Exercise details: Write out all the lines again, precisely as they stand, but without the images.
# # # #
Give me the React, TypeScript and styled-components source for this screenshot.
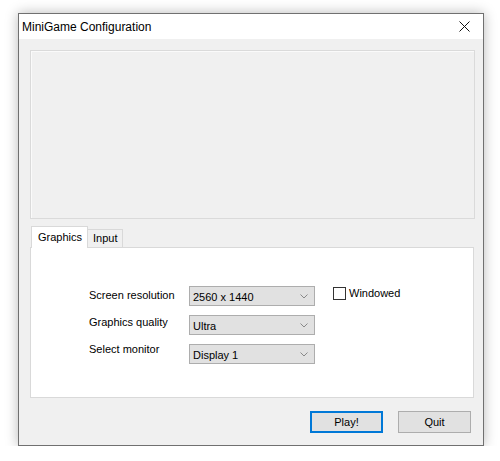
import React, { useState } from 'react'
import styled, { createGlobalStyle } from 'styled-components'

const GlobalStyle = createGlobalStyle`
    html,
    body {
        margin: 0;
        background: #ffffff;
    }
    body {
        font-family: 'Liberation Sans', Arial, sans-serif;
        font-size: 11px;
        color: #000000;
    }
`

const Page = styled.div`
    padding: 13px 0 0 18px;
`

const Window = styled.div`
    width: 466px;
    height: 433px;
    box-sizing: border-box;
    display: flex;
    flex-direction: column;
    background: #f0f0f0;
    border: 1px solid #707070;
    box-shadow: 0 0 12px rgba(0, 0, 0, 0.28);
`

const TitleBar = styled.div`
    height: 25px;
    display: flex;
    align-items: center;
    justify-content: space-between;
    padding-left: 3px;
    background: #ffffff;
    font-size: 12px;
`

const CloseButton = styled.button`
    width: 30px;
    height: 25px;
    display: flex;
    align-items: center;
    justify-content: center;
    padding: 0;
    margin-right: 4px;
    border: none;
    background: transparent;
`

const Content = styled.div`
    flex: 1;
    display: flex;
    flex-direction: column;
    padding: 11px 8px 0 11px;
`

const Preview = styled.div`
    height: 169px;
    box-sizing: border-box;
    border: 1px solid #dadada;
    box-shadow: inset 1px 1px 0 #fafafa;
    background: #f0f0f0;
`

const TabStrip = styled.div`
    height: 21px;
    margin-top: 7px;
    display: flex;
    align-items: flex-end;
    padding-left: 1px;
`

const Tab = styled.div<{ $active?: boolean }>`
    box-sizing: border-box;
    height: ${(p) => (p.$active ? '22px' : '18px')};
    margin-bottom: ${(p) => (p.$active ? '-1px' : '0')};
    margin-left: ${(p) => (p.$active ? '0' : '-1px')};
    padding: ${(p) => (p.$active ? '4px 5px 0 6px' : '2px 4px 0 5px')};
    background: ${(p) => (p.$active ? '#ffffff' : '#f0f0f0')};
    border: 1px solid #d9d9d9;
    border-bottom: none;
    position: relative;
    z-index: ${(p) => (p.$active ? 1 : 0)};
    cursor: default;
`

const TabPanel = styled.div`
    height: 151px;
    box-sizing: border-box;
    margin-right: 1px;
    background: #ffffff;
    border: 1px solid #d9d9d9;
    padding: 38px 0 0 58px;
    display: flex;
`

const LabelColumn = styled.div`
    width: 100px;
    display: flex;
    flex-direction: column;
    gap: 12px;
    padding-top: 2px;
    line-height: 15px;
`

const ComboColumn = styled.div`
    width: 126px;
    display: flex;
    flex-direction: column;
    gap: 9px;
`

const Combo = styled.div`
    height: 20px;
    box-sizing: border-box;
    display: flex;
    align-items: center;
    justify-content: space-between;
    padding: 1px 6px 0 3px;
    background: #e1e1e1;
    border: 1px solid #adadad;
`

const CheckRow = styled.label`
    display: flex;
    align-items: center;
    gap: 3px;
    height: 14px;
    margin: 0 0 0 18px;
`

const CheckBox = styled.span`
    width: 13px;
    height: 13px;
    box-sizing: border-box;
    border: 1px solid #333333;
    background: #ffffff;
`

const Footer = styled.div`
    display: flex;
    justify-content: flex-end;
    gap: 15px;
    padding: 13px 4px 0 0;
`

const Button = styled.button<{ $primary?: boolean }>`
    width: 73px;
    height: 22px;
    box-sizing: border-box;
    padding: 0;
    font-family: inherit;
    font-size: 11px;
    color: #000000;
    background: #e1e1e1;
    border: ${(p) => (p.$primary ? '2px solid #0078d7' : '1px solid #adadad')};
`

const Chevron = () => (
    <svg width='8' height='5' viewBox='0 0 8 5'>
        <polyline points='0.5,0.5 4,4 7.5,0.5' fill='none' stroke='#888888' strokeWidth='1' />
    </svg>
)

const CloseIcon = () => (
    <svg width='11' height='11' viewBox='0 0 11 11'>
        <path d='M0.5 0.5 L10.5 10.5 M10.5 0.5 L0.5 10.5' stroke='#111' strokeWidth='1' />
    </svg>
)

const settings = [
    { label: 'Screen resolution', value: '2560 x 1440' },
    { label: 'Graphics quality', value: 'Ultra' },
    { label: 'Select monitor', value: 'Display 1' },
]

const App = () => {
    const [tab, setTab] = useState('Graphics')

    return (
        <Page>
            <GlobalStyle />
            <Window>
                <TitleBar>
                    <span>MiniGame Configuration</span>
                    <CloseButton aria-label='Close'>
                        <CloseIcon />
                    </CloseButton>
                </TitleBar>
                <Content>
                    <Preview />
                    <TabStrip>
                        {['Graphics', 'Input'].map((name) => (
                            <Tab key={name} $active={tab === name} onClick={() => setTab(name)}>
                                {name}
                            </Tab>
                        ))}
                    </TabStrip>
                    <TabPanel>
                        <LabelColumn>
                            {settings.map((s) => (
                                <span key={s.label}>{s.label}</span>
                            ))}
                        </LabelColumn>
                        <ComboColumn>
                            {settings.map((s) => (
                                <Combo key={s.label}>
                                    <span>{s.value}</span>
                                    <Chevron />
                                </Combo>
                            ))}
                        </ComboColumn>
                        <CheckRow>
                            <CheckBox />
                            <span>Windowed</span>
                        </CheckRow>
                    </TabPanel>
                    <Footer>
                        <Button $primary>Play!</Button>
                        <Button>Quit</Button>
                    </Footer>
                </Content>
            </Window>
        </Page>
    )
}

export default App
# # # #
Problem solution:
Give me the React, TypeScript and styled-components source for this screenshot.
import React, { useState } from 'react'
import styled, { createGlobalStyle } from 'styled-components'

const GlobalStyle = createGlobalStyle`
    html,
    body {
        margin: 0;
        background: #ffffff;
    }
    body {
        font-family: 'Liberation Sans', Arial, sans-serif;
        font-size: 11px;
        color: #000000;
    }
`

const Page = styled.div`
    padding: 13px 0 0 18px;
`

const Window = styled.div`
    width: 466px;
    height: 433px;
    box-sizing: border-box;
    display: flex;
    flex-direction: column;
    background: #f0f0f0;
    border: 1px solid #707070;
    box-shadow: 0 0 12px rgba(0, 0, 0, 0.28);
`

const TitleBar = styled.div`
    height: 25px;
    display: flex;
    align-items: center;
    justify-content: space-between;
    padding-left: 3px;
    background: #ffffff;
    font-size: 12px;
`

const CloseButton = styled.button`
    width: 30px;
    height: 25px;
    display: flex;
    align-items: center;
    justify-content: center;
    padding: 0;
    margin-right: 4px;
    border: none;
    background: transparent;
`

const Content = styled.div`
    flex: 1;
    display: flex;
    flex-direction: column;
    padding: 11px 8px 0 11px;
`

const Preview = styled.div`
    height: 169px;
    box-sizing: border-box;
    border: 1px solid #dadada;
    box-shadow: inset 1px 1px 0 #fafafa;
    background: #f0f0f0;
`

const TabStrip = styled.div`
    height: 21px;
    margin-top: 7px;
    display: flex;
    align-items: flex-end;
    padding-left: 1px;
`

const Tab = styled.div<{ $active?: boolean }>`
    box-sizing: border-box;
    height: ${(p) => (p.$active ? '22px' : '18px')};
    margin-bottom: ${(p) => (p.$active ? '-1px' : '0')};
    margin-left: ${(p) => (p.$active ? '0' : '-1px')};
    padding: ${(p) => (p.$active ? '4px 5px 0 6px' : '2px 4px 0 5px')};
    background: ${(p) => (p.$active ? '#ffffff' : '#f0f0f0')};
    border: 1px solid #d9d9d9;
    border-bottom: none;
    position: relative;
    z-index: ${(p) => (p.$active ? 1 : 0)};
    cursor: default;
`

const TabPanel = styled.div`
    height: 151px;
    box-sizing: border-box;
    margin-right: 1px;
    background: #ffffff;
    border: 1px solid #d9d9d9;
    padding: 38px 0 0 58px;
    display: flex;
`

const LabelColumn = styled.div`
    width: 100px;
    display: flex;
    flex-direction: column;
    gap: 12px;
    padding-top: 2px;
    line-height: 15px;
`

const ComboColumn = styled.div`
    width: 126px;
    display: flex;
    flex-direction: column;
    gap: 9px;
`

const Combo = styled.div`
    height: 20px;
    box-sizing: border-box;
    display: flex;
    align-items: center;
    justify-content: space-between;
    padding: 1px 6px 0 3px;
    background: #e1e1e1;
    border: 1px solid #adadad;
`

const CheckRow = styled.label`
    display: flex;
    align-items: center;
    gap: 3px;
    height: 14px;
    margin: 0 0 0 18px;
`

const CheckBox = styled.span`
    width: 13px;
    height: 13px;
    box-sizing: border-box;
    border: 1px solid #333333;
    background: #ffffff;
`

const Footer = styled.div`
    display: flex;
    justify-content: flex-end;
    gap: 15px;
    padding: 13px 4px 0 0;
`

const Button = styled.button<{ $primary?: boolean }>`
    width: 73px;
    height: 22px;
    box-sizing: border-box;
    padding: 0;
    font-family: inherit;
    font-size: 11px;
    color: #000000;
    background: #e1e1e1;
    border: ${(p) => (p.$primary ? '2px solid #0078d7' : '1px solid #adadad')};
`

const Chevron = () => (
    <svg width='8' height='5' viewBox='0 0 8 5'>
        <polyline points='0.5,0.5 4,4 7.5,0.5' fill='none' stroke='#888888' strokeWidth='1' />
    </svg>
)

const CloseIcon = () => (
    <svg width='11' height='11' viewBox='0 0 11 11'>
        <path d='M0.5 0.5 L10.5 10.5 M10.5 0.5 L0.5 10.5' stroke='#111' strokeWidth='1' />
    </svg>
)

const settings = [
    { label: 'Screen resolution', value: '2560 x 1440' },
    { label: 'Graphics quality', value: 'Ultra' },
    { label: 'Select monitor', value: 'Display 1' },
]

const App = () => {
    const [tab, setTab] = useState('Graphics')

    return (
        <Page>
            <GlobalStyle />
            <Window>
                <TitleBar>
                    <span>MiniGame Configuration</span>
                    <CloseButton aria-label='Close'>
                        <CloseIcon />
                    </CloseButton>
                </TitleBar>
                <Content>
                    <Preview />
                    <TabStrip>
                        {['Graphics', 'Input'].map((name) => (
                            <Tab key={name} $active={tab === name} onClick={() => setTab(name)}>
                                {name}
                            </Tab>
                        ))}
                    </TabStrip>
                    <TabPanel>
                        <LabelColumn>
                            {settings.map((s) => (
                                <span key={s.label}>{s.label}</span>
                            ))}
                        </LabelColumn>
                        <ComboColumn>
                            {settings.map((s) => (
                                <Combo key={s.label}>
                                    <span>{s.value}</span>
                                    <Chevron />
                                </Combo>
                            ))}
                        </ComboColumn>
                        <CheckRow>
                            <CheckBox />
                            <span>Windowed</span>
                        </CheckRow>
                    </TabPanel>
                    <Footer>
                        <Button $primary>Play!</Button>
                        <Button>Quit</Button>
                    </Footer>
                </Content>
            </Window>
        </Page>
    )
}

export default App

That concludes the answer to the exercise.